What is asked: Wherever a line in the data below holds "this", copy that line.

[Start Given information]

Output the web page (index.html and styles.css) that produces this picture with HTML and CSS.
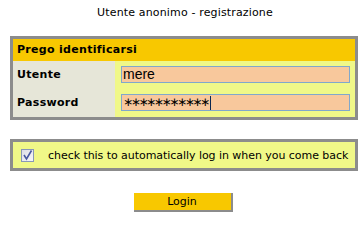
FILE: index.html
```html
<!DOCTYPE html>
<html>
<head>
<meta charset="utf-8">
<link rel="stylesheet" href="styles.css">
</head>
<body>
<div class="page">
  <div class="title">Utente anonimo - registrazione</div>
  <div class="box">
    <div class="head">Prego identificarsi</div>
    <div class="row">
      <div class="label">Utente</div>
      <div class="value"><div class="input">mere</div></div>
    </div>
    <div class="row">
      <div class="label">Password</div>
      <div class="value"><div class="input pw"><span class="stars">∗∗∗∗∗∗∗∗∗∗∗</span><span class="caret"></span></div></div>
    </div>
  </div>
  <div class="box remember">
    <svg class="check" width="13" height="13" viewBox="0 0 13 13">
      <defs>
        <linearGradient id="g" x1="0" y1="0" x2="1" y2="1">
          <stop offset="0" stop-color="#dcdce4"/>
          <stop offset="1" stop-color="#f8f8fa"/>
        </linearGradient>
      </defs>
      <rect x="0.5" y="0.5" width="12" height="12" fill="url(#g)" stroke="#8898b8"/>
      <path d="M3 6 L5.5 10 L10.5 1.5" fill="none" stroke="#4858a0" stroke-width="1.6"/>
    </svg>
    <span class="rtext">check this to automatically log in when you come back</span>
  </div>
  <div class="actions">
    <div class="btn">Login</div>
  </div>
</div>
</body>
</html>
```
FILE: styles.css
```css
html, body { margin: 0; padding: 0; background: #fff; }
body { font-family: "DejaVu Sans", Verdana, sans-serif; font-size: 11px; color: #000; }
.page { width: 348px; margin-left: 10px; padding-top: 6px; }
.title { text-align: center; height: 14px; line-height: 14px; margin-bottom: 16px; padding-left: 2px; letter-spacing: 0.15px; }
.box { border: 3px solid #8c8c8c; background: #f0f888; }
.head { background: #f8c800; height: 22px; line-height: 22px; font-weight: bold; padding-left: 4px; letter-spacing: 0.3px; }
.row { display: flex; height: 28px; }
.label { width: 98px; background: #e6e6d8; font-weight: bold; padding-left: 4px; line-height: 28px; letter-spacing: 0.3px; }
.value { flex: 1; padding: 5px 5px 0 6px; }
.input { height: 15px; border: 1px solid #80a8cc; background: #f8c89c; font-family: "Liberation Sans", Arial, sans-serif; font-size: 14px; line-height: 15px; padding-left: 1px; display: flex; align-items: center; white-space: nowrap; overflow: hidden; }
.stars { font-family: "DejaVu Sans", sans-serif; font-size: 12px; letter-spacing: -2.35px; }
.caret { display: inline-block; width: 1px; height: 14px; background: #0a2850; margin-left: 2px; }
.remember { margin-top: 19px; height: 26px; display: flex; align-items: center; padding-left: 8px; }
.check { display: block; margin-top: 1px; flex: none; }
.rtext { margin-left: 14px; white-space: nowrap; letter-spacing: -0.05px; }
.actions { display: flex; justify-content: center; margin-top: 22px; padding-right: 2px; }
.btn { width: 97px; height: 17px; line-height: 17px; text-align: center; background: #f8c800; border-right: 2px solid #8c8c8c; border-bottom: 2px solid #8c8c8c; }
```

[End Given information]

Final result:
Output the web page (index.html and styles.css) that produces this picture with HTML and CSS.
    <span class="rtext">check this to automatically log in when you come back</span>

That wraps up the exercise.